Verbal abuse can also be withholding any response, thereby defining the person as non-existent. During couples therapy, I’ve witnessed firsthand how verbal abuse can destroy a relationship.
Verbal abuse is typically misplaced anger. In an attempt by one partner to keep the peace, all needs, wants, and moods, of the angry partner will come first. This creates intense anger and resentment in both partners, which usually is unable to be expressed appropriately and calmly.
Both people become stuck in a their anger, enabling the same patterns to continue. The anger winds up dominating any conflict or disagreement and it can become hard to resolve problems.
Express Anger in a Healthy Way
Many people have trouble expressing anger in healthy ways. Instead, one person might express it outwardly, while another holds it in. If this dynamic happens in a romantic relationship, both partners wind up at opposite ends, constantly battling for power and control; underlying that is a battle to be heard and validated, which never gets resolved. The relationship becomes a series of unsolvable reactions.
When the level of anger reaches emotional abuse, the safety and security of the partner receiving the anger erodes. Any emotion displayed by the angry person triggers fear in his/her partner and the couple relationship loses all intimacy and connection.
The longer this continues, the more intense the feelings become. Your partner winds up doing anything possible to eliminate potential triggers to your anger. The fear becomes so intense that any emotion displayed by the angry person produces traumatic responses in the partner.

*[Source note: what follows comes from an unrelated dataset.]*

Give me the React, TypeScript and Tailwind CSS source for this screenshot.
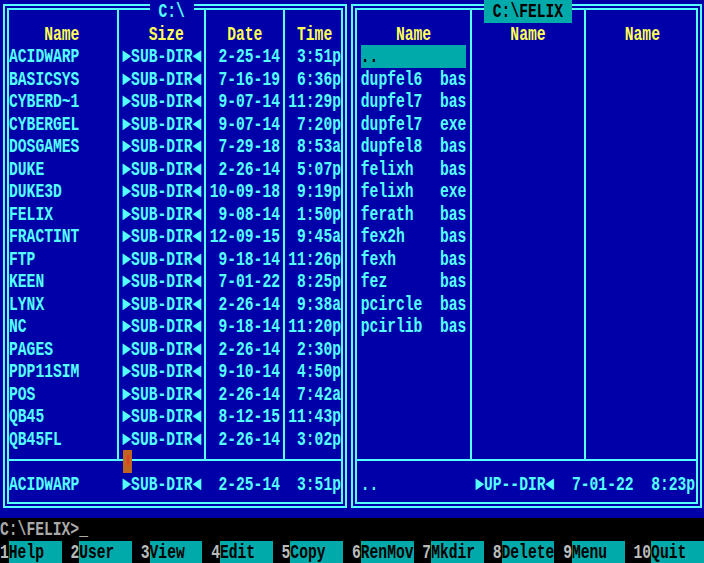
import { Fragment, ReactNode } from "react";

// Norton Commander style screen, 80x25 text cells of 8.8 x 22.52 px

const leftFiles = [
  ["ACIDWARP", "2-25-14", "3:51p"],
  ["BASICSYS", "7-16-19", "6:36p"],
  ["CYBERD~1", "9-07-14", "11:29p"],
  ["CYBERGEL", "9-07-14", "7:20p"],
  ["DOSGAMES", "7-29-18", "8:53a"],
  ["DUKE", "2-26-14", "5:07p"],
  ["DUKE3D", "10-09-18", "9:19p"],
  ["FELIX", "9-08-14", "1:50p"],
  ["FRACTINT", "12-09-15", "9:45a"],
  ["FTP", "9-18-14", "11:26p"],
  ["KEEN", "7-01-22", "8:25p"],
  ["LYNX", "2-26-14", "9:38a"],
  ["NC", "9-18-14", "11:20p"],
  ["PAGES", "2-26-14", "2:30p"],
  ["PDP11SIM", "9-10-14", "4:50p"],
  ["POS", "2-26-14", "7:42a"],
  ["QB45", "8-12-15", "11:43p"],
  ["QB45FL", "2-26-14", "3:02p"],
];

const rightFiles = [
  ["..", ""],
  ["dupfel6", "bas"],
  ["dupfel7", "bas"],
  ["dupfel7", "exe"],
  ["dupfel8", "bas"],
  ["felixh", "bas"],
  ["felixh", "exe"],
  ["ferath", "bas"],
  ["fex2h", "bas"],
  ["fexh", "bas"],
  ["fez", "bas"],
  ["pcircle", "bas"],
  ["pcirlib", "bas"],
];

const keys = ["Help", "User", "View", "Edit", "Copy", "RenMov", "Mkdir", "Delete", "Menu", "Quit"];

const Line = ({ children, className = "" }: { children?: ReactNode; className?: string }) => (
  <div className={"h-[22.52px] leading-[22.52px] " + className}>
    <div className="whitespace-pre scale-y-[1.35] translate-y-[1px]">{children}</div>
  </div>
);

const LeftPanel = () => (
  <div className="relative ml-[3px] w-[344px] h-[504px] border-[6px] border-double border-[#55ffff] flex flex-col text-[#55ffff]">
    <div className="absolute left-[140.6px] -top-[10px] bg-[#0000a8]">
      <Line>{" C:\\ "}</Line>
    </div>

    <div className="flex border-b-2 border-[#55ffff]">
      <div className="w-[111px] border-r-2 border-[#55ffff] pt-[12.5px] pb-[8.6px]">
        <Line className="text-[#ffff55]">{"    Name"}</Line>
        {leftFiles.map((f) => (
          <Line key={f[0]}>{f[0]}</Line>
        ))}
      </div>
      <div className="w-[88px] border-r-2 border-[#55ffff] pt-[12.5px] pb-[8.6px] pl-[3.2px]">
        <Line className="text-[#ffff55]">{"   Size"}</Line>
        {leftFiles.map((f) => (
          <Line key={f[0]}>{"\u25BASUB-DIR\u25C4"}</Line>
        ))}
      </div>
      <div className="w-[79px] border-r-2 border-[#55ffff] pt-[12.5px] pb-[8.6px] pl-[3.2px]">
        <Line className="text-[#ffff55]">{"  Date"}</Line>
        {leftFiles.map((f) => (
          <Line key={f[0]}>{f[1].padStart(8)}</Line>
        ))}
      </div>
      <div className="flex-1 pt-[12.5px] pb-[8.6px] pl-[3.4px]">
        <Line className="text-[#ffff55]">{" Time"}</Line>
        {leftFiles.map((f) => (
          <Line key={f[0]}>{f[2].padStart(6)}</Line>
        ))}
      </div>
    </div>

    <div className="flex pt-[12px]">
      <Line className="w-[111px]">ACIDWARP</Line>
      <Line className="w-[88px] pl-[3.2px]">{"\u25BASUB-DIR\u25C4"}</Line>
      <Line className="w-[79px] pl-[3.2px]">{" 2-25-14"}</Line>
      <Line className="flex-1 pl-[3.4px]">{" 3:51p"}</Line>
    </div>

    {/* mouse cursor */}
    <div className="absolute left-[114.2px] top-[440.4px] w-[8.8px] h-[22.5px] bg-[#c0641e] flex justify-center">
      <div className="mt-[5px] w-[2px] h-[10px] bg-[#e8382a]" />
    </div>
  </div>
);

const RightPanel = () => (
  <div className="relative ml-[4px] w-[351px] h-[504px] border-[6px] border-double border-[#55ffff] flex flex-col text-[#55ffff]">
    <div className="absolute left-[127px] -top-[10px] bg-[#00aaaa] text-black">
      <Line>{" C:\\FELIX "}</Line>
    </div>

    <div className="flex border-b-2 border-[#55ffff]">
      <div className="w-[115px] h-[449px] border-r-2 border-[#55ffff] pt-[12.5px] pl-[3.8px]">
        <Line className="text-[#ffff55]">{"    Name"}</Line>
        {rightFiles.map((f, i) => (
          <Line key={f[0] + f[1]} className={i === 0 ? "w-[105.6px] bg-[#00aaaa] text-black" : ""}>
            {f[1] ? f[0].padEnd(9) + f[1] : f[0]}
          </Line>
        ))}
      </div>
      <div className="w-[114px] border-r-2 border-[#55ffff] pt-[12.5px] pl-[3.2px]">
        <Line className="text-[#ffff55]">{"    Name"}</Line>
      </div>
      <div className="flex-1 pt-[12.5px] pl-[3.6px]">
        <Line className="text-[#ffff55]">{"    Name"}</Line>
      </div>
    </div>

    <div className="flex pt-[12px]">
      <Line className="w-[118.2px] pl-[3.8px]">..</Line>
      <Line className="w-[88px]">{"\u25BAUP--DIR\u25C4"}</Line>
      <Line className="w-[79.2px]">{" 7-01-22"}</Line>
      <Line className="flex-1">{" 8:23p"}</Line>
    </div>
  </div>
);

export default function App() {
  return (
    <div className="w-[704px] h-[563px] overflow-hidden bg-black font-['Liberation_Mono',monospace] text-[14.66px] font-bold">
      <div className="h-[518px] bg-[#0000a8] flex pt-[4px]">
        <LeftPanel />
        <RightPanel />
      </div>

      <Line className="text-[#aaaaaa]">{"C:\\FELIX>_"}</Line>

      <div className="flex">
        {keys.map((k, i) => (
          <Fragment key={k}>
            <Line className={(i === 9 ? "w-[17.6px]" : "w-[8.8px]") + " text-[#bbbbbb]"}>{String(i + 1)}</Line>
            <Line className="w-[52.8px] bg-[#00aaaa] text-black">{k}</Line>
            {i < 9 && <div className="w-[8.8px]" />}
          </Fragment>
        ))}
      </div>
    </div>
  );
}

Replacing Abuse With Kindness
Couple therapy includes breaking through the defense structures and protections that use anger, identifying wounds and unmet needs beneath anger. This calms down the nervous system when triggered, creating safety and connection within the couple relationship that allows partners to witness and to have compassion for each others pain, and restoring the couple’s own strength and resiliency.
The next step is making agreements about how you are going to argue and sticking to them. If you learn to value you kindness more than being right, this will also hep to reduce verbal abuse.

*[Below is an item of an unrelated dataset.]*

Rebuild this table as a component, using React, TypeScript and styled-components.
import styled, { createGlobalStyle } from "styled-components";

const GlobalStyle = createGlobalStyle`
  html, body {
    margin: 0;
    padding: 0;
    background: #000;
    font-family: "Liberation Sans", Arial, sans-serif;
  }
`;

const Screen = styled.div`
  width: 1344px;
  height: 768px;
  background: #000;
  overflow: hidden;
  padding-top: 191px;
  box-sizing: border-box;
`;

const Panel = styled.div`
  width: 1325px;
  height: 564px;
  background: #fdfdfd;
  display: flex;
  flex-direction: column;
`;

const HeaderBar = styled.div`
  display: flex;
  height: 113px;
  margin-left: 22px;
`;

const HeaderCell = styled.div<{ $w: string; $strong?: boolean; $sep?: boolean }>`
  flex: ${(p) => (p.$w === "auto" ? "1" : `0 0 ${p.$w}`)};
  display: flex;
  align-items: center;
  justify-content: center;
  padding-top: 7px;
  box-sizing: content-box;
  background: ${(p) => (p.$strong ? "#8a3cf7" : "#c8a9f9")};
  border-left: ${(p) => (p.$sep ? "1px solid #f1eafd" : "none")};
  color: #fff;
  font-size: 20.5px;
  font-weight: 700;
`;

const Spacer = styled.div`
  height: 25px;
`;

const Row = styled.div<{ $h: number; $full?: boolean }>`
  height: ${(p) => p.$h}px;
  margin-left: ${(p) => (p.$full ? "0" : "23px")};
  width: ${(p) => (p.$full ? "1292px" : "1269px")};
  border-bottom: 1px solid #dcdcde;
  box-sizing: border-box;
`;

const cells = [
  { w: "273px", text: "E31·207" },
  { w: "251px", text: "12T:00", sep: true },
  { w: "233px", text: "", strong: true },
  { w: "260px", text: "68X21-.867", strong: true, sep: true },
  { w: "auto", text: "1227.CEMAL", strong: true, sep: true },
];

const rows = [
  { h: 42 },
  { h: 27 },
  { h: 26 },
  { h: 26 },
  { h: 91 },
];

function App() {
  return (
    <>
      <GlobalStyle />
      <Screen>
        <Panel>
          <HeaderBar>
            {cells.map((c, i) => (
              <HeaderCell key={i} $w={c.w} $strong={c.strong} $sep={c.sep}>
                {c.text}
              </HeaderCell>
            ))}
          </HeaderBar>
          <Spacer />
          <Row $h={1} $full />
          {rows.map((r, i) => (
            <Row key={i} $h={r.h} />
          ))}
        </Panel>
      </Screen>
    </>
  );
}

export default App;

Transforming Anger Into Love
By transforming anger, couples can expect the following:
- A deep, insightful look at their core way of existing in relationship to self and others.
- An in-depth exploration at the hurt that has been masked by anger.

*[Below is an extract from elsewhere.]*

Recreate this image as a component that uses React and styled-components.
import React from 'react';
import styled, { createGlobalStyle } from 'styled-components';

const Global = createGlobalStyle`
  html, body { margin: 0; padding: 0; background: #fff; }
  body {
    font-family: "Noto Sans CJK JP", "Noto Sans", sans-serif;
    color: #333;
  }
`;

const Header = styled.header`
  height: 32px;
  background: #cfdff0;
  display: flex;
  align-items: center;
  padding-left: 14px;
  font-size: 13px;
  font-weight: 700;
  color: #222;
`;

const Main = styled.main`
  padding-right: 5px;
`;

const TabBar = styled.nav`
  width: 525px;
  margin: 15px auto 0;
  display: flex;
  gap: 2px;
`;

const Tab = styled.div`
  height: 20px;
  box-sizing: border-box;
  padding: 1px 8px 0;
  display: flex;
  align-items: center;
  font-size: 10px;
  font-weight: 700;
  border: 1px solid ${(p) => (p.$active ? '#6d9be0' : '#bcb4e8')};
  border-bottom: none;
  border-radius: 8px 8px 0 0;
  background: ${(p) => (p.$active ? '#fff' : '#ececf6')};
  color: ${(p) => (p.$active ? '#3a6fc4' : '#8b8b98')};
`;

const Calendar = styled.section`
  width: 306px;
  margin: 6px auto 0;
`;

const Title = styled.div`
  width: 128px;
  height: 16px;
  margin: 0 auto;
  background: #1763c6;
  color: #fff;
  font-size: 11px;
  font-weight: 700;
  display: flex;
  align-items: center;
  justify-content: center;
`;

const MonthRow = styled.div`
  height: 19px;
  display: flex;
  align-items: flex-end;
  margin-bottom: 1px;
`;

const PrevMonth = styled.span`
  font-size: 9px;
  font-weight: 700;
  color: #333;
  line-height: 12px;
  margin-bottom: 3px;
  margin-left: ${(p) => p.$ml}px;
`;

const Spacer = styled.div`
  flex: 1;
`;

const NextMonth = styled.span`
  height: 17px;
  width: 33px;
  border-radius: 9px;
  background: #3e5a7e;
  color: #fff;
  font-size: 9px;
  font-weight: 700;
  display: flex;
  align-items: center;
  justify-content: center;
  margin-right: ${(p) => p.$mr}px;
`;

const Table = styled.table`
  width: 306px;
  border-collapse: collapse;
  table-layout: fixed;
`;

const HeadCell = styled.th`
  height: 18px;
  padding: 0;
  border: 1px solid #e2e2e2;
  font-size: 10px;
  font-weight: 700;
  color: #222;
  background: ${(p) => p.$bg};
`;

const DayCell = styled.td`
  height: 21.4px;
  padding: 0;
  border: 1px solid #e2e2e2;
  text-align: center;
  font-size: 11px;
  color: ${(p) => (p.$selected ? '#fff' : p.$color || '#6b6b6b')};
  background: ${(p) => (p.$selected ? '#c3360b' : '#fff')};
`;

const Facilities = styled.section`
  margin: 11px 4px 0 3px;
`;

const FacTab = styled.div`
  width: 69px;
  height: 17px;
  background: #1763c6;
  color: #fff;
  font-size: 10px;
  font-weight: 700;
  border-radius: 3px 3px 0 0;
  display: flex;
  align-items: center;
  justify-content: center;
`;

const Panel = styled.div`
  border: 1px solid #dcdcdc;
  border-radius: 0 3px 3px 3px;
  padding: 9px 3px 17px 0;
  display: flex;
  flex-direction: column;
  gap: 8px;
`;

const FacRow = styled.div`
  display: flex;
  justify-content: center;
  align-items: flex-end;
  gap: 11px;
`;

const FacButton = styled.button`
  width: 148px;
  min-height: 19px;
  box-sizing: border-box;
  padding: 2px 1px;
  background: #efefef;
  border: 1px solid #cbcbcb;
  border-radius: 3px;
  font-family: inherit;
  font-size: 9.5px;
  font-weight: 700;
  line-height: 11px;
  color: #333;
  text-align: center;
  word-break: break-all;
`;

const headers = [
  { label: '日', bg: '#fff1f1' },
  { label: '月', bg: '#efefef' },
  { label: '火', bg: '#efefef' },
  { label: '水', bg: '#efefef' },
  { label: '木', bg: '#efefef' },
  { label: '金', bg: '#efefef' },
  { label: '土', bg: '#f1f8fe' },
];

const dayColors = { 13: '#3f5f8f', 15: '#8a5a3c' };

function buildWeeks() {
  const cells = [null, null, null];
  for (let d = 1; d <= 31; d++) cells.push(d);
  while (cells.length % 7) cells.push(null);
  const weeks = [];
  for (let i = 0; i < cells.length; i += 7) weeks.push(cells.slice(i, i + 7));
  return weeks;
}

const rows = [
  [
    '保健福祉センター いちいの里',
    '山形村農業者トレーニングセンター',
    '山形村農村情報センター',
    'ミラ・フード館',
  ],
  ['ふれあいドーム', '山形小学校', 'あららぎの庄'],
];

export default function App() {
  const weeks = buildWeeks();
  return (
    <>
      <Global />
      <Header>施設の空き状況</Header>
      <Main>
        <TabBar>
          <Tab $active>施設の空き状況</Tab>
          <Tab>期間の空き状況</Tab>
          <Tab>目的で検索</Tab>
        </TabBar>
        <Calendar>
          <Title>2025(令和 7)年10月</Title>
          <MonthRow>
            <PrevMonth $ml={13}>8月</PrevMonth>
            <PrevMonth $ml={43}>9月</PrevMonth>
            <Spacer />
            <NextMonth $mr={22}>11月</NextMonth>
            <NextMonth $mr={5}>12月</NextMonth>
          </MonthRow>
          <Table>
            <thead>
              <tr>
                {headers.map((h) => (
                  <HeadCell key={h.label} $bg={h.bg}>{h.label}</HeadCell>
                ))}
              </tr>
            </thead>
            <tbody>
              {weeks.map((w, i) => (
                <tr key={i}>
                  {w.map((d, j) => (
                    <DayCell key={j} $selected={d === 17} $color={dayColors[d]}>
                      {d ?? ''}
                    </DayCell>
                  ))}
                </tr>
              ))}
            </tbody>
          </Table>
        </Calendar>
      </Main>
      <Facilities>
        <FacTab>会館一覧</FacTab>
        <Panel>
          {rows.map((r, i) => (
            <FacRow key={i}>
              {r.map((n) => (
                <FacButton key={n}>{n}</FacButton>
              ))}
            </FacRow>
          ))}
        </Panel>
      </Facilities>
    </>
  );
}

- Identification of family of origin struggles and childhood trauma that have made a lasting imprint on who they are today.
- A look at current relationships and why your anger is so easily triggered.
- An introduction to the idea that anger as a defense creates destructive patterns in relationships, but anger, when recognized as a protection, becomes a red flag, a signal that change is needed.
- Acceptance of their struggle with anger and the opportunity to really be heard.
Through a new insight into the protection anger provides, clients will learn to focus on and witness their own wounding that precedes anger, to stop waiting for the source of their anger to change, and to find within themselves the strength and courage to accept the call to action: a voice holding us accountable for our own suffering.